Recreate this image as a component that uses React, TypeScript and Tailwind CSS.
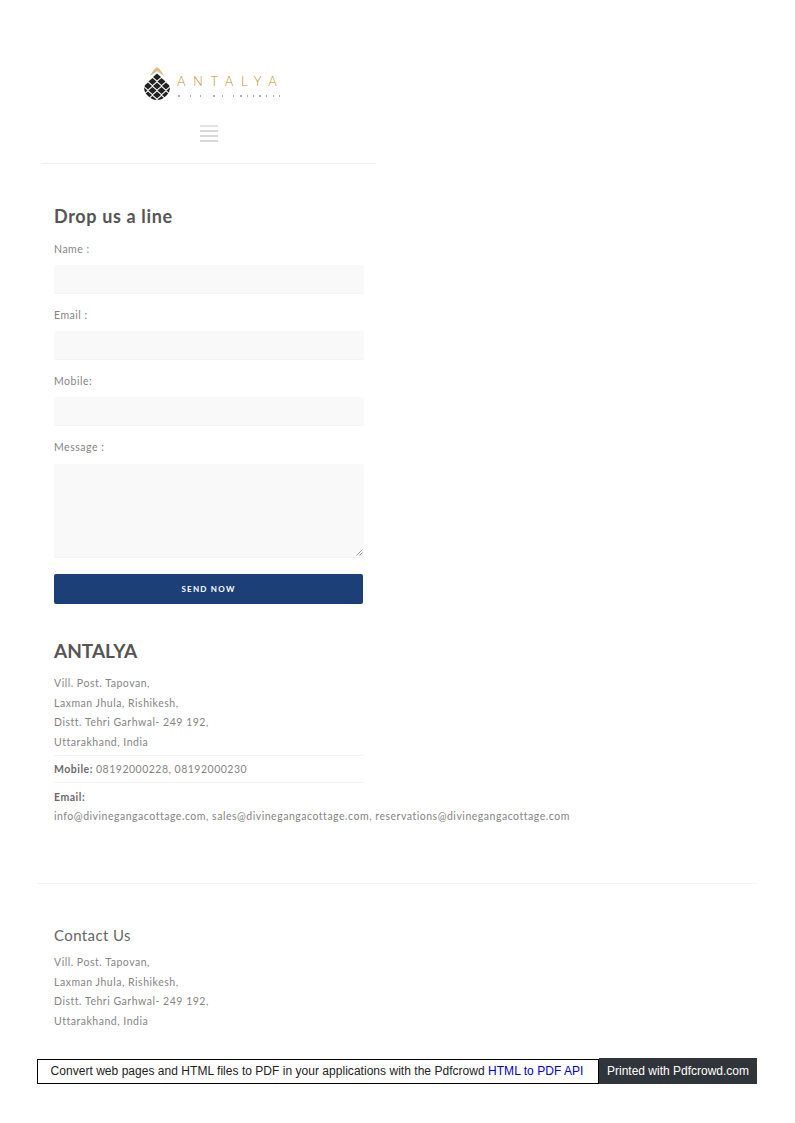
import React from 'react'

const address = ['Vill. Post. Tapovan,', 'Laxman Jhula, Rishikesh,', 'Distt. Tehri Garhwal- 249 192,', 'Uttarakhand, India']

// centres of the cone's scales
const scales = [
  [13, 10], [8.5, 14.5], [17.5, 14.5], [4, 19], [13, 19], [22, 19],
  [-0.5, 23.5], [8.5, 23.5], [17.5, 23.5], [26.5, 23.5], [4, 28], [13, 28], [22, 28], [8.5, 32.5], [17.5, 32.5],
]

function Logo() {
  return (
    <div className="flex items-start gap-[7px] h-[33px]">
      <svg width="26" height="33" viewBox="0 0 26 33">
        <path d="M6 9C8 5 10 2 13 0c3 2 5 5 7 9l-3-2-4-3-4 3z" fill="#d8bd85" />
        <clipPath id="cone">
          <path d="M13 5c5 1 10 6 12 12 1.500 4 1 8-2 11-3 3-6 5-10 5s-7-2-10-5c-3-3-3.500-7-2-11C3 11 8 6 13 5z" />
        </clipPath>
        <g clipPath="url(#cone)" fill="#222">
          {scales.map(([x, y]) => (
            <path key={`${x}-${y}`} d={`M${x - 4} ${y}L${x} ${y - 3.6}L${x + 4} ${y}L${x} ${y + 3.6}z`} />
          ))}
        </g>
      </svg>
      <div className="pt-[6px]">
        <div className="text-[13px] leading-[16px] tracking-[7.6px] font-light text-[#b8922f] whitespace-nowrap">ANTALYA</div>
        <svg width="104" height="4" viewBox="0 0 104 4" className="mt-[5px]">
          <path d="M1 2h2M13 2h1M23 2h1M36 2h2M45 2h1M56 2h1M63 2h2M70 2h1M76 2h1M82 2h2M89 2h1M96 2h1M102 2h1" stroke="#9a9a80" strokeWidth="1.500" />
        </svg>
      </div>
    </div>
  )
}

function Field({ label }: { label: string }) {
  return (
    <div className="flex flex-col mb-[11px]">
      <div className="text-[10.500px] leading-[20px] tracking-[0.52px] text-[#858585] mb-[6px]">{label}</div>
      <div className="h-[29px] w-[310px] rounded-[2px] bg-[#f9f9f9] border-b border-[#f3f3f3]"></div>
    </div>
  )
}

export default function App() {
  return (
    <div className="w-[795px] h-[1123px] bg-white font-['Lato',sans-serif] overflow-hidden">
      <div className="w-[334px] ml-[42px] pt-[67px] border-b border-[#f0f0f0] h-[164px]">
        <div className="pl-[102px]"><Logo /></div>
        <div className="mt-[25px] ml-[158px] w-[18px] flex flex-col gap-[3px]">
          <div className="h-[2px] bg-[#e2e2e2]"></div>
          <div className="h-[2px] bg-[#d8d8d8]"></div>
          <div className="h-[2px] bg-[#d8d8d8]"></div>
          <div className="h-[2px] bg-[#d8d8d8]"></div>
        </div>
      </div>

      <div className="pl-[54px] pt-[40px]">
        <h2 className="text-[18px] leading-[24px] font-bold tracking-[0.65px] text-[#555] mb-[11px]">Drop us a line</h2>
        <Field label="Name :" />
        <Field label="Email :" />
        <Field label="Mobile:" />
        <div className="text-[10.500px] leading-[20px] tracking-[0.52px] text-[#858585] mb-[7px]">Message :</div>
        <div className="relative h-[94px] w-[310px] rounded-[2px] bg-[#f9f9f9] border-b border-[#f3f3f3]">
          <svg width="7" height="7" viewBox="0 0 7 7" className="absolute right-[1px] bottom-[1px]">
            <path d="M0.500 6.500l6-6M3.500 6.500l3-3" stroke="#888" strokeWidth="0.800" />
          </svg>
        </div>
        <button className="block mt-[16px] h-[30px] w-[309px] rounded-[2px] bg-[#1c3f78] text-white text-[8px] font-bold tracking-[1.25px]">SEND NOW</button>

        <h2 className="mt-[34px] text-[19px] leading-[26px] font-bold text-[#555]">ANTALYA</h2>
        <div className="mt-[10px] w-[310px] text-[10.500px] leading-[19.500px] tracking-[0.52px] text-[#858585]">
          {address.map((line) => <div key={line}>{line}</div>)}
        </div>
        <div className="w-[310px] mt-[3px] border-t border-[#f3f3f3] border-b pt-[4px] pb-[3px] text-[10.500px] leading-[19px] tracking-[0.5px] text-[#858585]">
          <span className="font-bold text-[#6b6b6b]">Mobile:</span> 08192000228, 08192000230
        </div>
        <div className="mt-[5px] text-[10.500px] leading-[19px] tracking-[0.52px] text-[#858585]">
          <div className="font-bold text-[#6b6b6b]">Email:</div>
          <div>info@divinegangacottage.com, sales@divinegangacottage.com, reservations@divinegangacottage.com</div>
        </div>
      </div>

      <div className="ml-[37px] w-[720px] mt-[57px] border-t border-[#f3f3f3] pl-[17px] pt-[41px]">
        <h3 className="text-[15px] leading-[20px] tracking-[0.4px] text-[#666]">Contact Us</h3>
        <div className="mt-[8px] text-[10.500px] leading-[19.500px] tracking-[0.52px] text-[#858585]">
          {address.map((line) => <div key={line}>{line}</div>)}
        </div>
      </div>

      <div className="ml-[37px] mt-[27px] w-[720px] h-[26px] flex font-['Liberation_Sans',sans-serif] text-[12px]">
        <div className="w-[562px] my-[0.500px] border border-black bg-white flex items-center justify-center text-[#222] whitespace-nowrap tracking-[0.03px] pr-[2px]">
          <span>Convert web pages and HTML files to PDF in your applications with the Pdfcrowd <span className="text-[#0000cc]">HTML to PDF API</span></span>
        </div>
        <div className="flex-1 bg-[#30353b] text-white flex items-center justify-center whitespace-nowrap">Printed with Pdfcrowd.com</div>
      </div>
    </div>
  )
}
...
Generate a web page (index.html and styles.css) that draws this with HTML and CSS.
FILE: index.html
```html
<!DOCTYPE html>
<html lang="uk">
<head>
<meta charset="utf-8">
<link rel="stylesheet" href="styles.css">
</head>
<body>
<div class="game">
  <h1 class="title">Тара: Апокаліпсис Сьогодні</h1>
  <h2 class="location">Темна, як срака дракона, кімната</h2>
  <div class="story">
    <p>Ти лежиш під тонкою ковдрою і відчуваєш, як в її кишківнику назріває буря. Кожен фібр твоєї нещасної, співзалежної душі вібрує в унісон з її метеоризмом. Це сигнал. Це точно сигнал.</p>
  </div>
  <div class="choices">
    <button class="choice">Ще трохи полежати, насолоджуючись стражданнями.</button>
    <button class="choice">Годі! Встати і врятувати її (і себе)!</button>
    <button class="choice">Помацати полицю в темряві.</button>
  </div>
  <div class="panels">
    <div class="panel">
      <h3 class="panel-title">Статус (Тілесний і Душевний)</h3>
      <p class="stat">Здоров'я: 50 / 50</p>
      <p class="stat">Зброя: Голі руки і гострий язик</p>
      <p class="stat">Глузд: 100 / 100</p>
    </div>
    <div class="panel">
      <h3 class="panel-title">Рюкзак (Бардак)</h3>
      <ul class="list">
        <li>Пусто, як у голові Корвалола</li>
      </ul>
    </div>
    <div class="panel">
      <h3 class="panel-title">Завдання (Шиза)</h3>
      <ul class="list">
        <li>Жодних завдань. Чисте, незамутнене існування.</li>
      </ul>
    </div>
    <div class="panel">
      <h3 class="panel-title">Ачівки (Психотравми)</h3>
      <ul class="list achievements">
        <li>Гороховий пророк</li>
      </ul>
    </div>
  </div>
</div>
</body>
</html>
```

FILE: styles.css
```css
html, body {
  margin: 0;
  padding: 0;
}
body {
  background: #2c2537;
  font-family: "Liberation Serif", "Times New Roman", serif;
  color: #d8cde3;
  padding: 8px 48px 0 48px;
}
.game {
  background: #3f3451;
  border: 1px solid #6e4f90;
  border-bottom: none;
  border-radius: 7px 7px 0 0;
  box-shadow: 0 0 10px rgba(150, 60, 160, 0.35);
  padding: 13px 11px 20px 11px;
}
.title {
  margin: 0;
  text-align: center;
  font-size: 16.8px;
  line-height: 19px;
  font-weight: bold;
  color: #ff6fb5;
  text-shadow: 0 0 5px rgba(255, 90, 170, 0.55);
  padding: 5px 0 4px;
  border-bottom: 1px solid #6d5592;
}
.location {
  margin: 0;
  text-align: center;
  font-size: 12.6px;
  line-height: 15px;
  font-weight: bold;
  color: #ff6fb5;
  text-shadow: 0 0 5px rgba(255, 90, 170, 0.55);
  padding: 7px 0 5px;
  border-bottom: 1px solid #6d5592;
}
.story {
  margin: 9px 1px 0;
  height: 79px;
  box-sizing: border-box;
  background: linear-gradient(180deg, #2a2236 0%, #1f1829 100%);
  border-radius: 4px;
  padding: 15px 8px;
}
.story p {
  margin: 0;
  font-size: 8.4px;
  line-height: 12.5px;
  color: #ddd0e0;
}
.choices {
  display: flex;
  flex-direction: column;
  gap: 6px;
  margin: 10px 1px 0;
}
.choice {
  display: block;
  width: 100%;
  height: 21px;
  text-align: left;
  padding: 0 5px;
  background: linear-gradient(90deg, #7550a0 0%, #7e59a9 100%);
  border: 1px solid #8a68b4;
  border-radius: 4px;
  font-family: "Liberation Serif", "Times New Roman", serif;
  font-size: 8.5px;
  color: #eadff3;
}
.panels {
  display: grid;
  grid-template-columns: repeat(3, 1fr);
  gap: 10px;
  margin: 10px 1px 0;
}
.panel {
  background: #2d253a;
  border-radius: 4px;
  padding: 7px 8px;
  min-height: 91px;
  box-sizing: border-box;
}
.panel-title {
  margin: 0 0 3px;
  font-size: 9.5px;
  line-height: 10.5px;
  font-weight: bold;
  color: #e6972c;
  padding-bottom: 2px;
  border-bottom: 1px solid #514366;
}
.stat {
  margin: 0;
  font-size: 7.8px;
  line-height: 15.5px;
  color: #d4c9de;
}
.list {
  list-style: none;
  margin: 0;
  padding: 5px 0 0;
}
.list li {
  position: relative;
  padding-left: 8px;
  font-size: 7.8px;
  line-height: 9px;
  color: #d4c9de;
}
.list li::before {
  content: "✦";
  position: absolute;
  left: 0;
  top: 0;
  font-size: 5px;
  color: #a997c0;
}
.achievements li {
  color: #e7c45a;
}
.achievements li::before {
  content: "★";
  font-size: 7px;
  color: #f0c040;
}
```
--
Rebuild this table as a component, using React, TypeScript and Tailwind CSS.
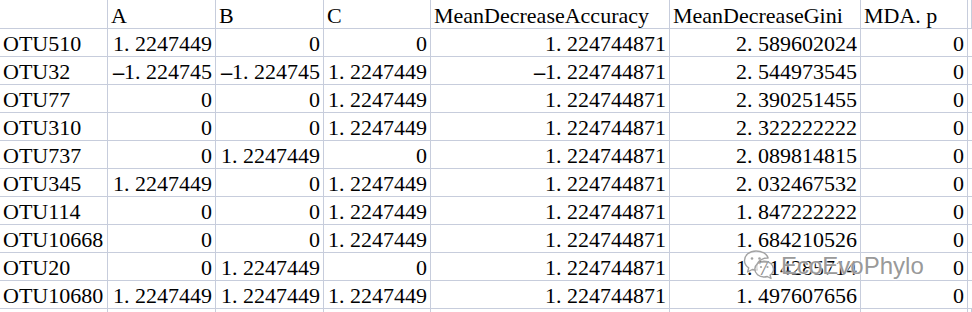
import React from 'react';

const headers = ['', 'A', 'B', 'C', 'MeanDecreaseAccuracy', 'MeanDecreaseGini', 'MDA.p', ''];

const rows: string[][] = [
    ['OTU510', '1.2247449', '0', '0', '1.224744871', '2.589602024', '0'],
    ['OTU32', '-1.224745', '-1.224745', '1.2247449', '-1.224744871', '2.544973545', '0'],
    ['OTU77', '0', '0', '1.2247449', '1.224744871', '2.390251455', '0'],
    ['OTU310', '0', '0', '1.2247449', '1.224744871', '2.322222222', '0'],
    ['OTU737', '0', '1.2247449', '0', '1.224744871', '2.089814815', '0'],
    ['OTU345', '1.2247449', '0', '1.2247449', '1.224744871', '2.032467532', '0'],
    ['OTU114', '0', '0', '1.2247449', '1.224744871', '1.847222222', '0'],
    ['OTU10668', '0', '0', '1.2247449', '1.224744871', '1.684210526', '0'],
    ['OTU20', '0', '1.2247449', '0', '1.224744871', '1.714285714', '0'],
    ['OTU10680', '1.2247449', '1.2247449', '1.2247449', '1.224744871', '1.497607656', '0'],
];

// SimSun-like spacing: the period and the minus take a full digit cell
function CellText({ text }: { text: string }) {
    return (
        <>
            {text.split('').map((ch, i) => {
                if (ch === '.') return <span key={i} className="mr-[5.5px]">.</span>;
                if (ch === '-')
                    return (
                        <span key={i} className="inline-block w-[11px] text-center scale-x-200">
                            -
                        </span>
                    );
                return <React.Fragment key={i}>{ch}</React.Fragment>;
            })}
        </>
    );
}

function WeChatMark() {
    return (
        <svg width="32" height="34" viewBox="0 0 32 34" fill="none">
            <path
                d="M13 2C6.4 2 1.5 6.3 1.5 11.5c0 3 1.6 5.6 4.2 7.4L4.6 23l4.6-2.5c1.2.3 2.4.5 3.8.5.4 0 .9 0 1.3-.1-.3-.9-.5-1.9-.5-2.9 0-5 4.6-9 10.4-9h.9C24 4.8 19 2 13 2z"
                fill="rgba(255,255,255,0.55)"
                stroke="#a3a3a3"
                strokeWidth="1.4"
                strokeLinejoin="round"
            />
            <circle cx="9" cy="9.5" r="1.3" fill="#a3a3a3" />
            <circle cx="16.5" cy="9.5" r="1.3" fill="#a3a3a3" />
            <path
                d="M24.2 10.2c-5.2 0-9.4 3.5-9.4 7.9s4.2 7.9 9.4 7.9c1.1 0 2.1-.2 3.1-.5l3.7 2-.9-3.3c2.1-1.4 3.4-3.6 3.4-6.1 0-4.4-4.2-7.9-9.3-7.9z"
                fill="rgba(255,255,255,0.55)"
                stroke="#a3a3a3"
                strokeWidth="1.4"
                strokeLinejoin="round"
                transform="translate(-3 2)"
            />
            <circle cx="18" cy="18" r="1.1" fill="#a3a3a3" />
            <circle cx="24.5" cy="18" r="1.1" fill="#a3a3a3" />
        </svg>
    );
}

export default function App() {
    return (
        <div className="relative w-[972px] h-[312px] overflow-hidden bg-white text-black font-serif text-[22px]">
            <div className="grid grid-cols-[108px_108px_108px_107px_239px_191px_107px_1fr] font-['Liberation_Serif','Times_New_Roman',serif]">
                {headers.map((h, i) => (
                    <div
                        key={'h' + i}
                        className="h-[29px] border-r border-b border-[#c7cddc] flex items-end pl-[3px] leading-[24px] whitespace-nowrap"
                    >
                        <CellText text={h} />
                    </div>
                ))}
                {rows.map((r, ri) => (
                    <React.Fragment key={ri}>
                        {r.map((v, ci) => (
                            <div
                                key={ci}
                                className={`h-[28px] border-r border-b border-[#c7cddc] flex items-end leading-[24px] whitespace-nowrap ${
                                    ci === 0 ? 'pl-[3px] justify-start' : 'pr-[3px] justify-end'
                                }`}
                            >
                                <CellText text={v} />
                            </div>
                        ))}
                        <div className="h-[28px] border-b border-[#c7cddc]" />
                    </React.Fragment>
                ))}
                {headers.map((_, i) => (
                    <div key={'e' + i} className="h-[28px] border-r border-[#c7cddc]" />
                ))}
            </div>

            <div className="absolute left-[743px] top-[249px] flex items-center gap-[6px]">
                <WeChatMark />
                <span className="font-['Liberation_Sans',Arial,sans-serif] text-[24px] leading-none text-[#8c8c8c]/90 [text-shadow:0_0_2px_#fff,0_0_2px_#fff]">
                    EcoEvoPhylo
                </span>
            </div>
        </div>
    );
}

REQUIREMENTS
Look above for the line with "Recreate this image", then print it and each line after it down to and including the line with "const address = ['Vill.". Leave out the pictures and keep the wording exact.

FULL OUTPUT
Recreate this image as a component that uses React, TypeScript and Tailwind CSS.
import React from 'react'

const address = ['Vill. Post. Tapovan,', 'Laxman Jhula, Rishikesh,', 'Distt. Tehri Garhwal- 249 192,', 'Uttarakhand, India']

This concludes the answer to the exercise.